Super Compressor is a trademarked name for specific case designs made by the case manufacturer Ervin Piquerez S.A. (EPSA).
The company no longer exists today. The final liquidation of all EPSA’s assets took place in the early 1990s, but diving cases were discontinued in the 1970-80s as the company moved into other sports watch models.
Hence, The Archimèdes is of the Compressor-style, but not Compressor case as “Compressor” was/is trademarked could only be made by EPSA.
Fantastica esa chambelona en la mano segundera. Que recuerde es la mas grande que he visto.

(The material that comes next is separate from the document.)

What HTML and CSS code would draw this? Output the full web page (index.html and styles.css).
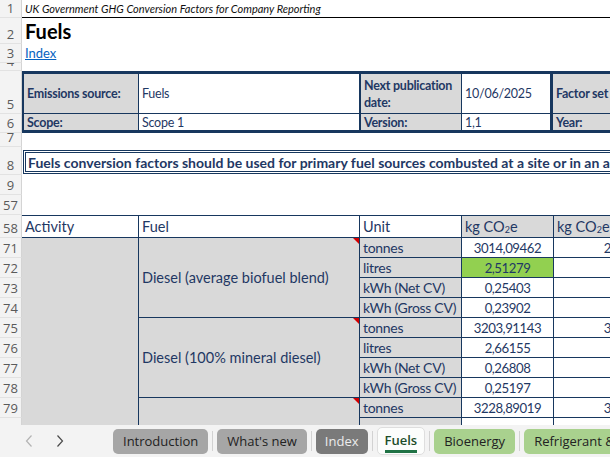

Many thanks Brice for checking with the company! I guess I should have asked ‘does it have a spring-loaded caseback?’ to get a clear and unambiguous reply. Because from what they replied it’s still not clear to me whether this Milus has a spring-loaded mechanism (even if they don’t call it SC). Christopher Ward released a real compressor watch recently, that was news (and they fitted it with a caseback where you can see the spring). I get a sense this Milus does not have a spring-loaded mechanism inside, hence no real ‘compressor’ feature.
I agree with Bart above. The reply still doesn’t make it clear whether or not it has a compressor “mechanism” inside
@Scan – as said by the brand, “The Archimèdes is of the Compressor-style” which means that it looks like a compressor (internal bezel, twin crown) but is constructed as a classic water-resistant modern watch. No spring-loaded caseback here.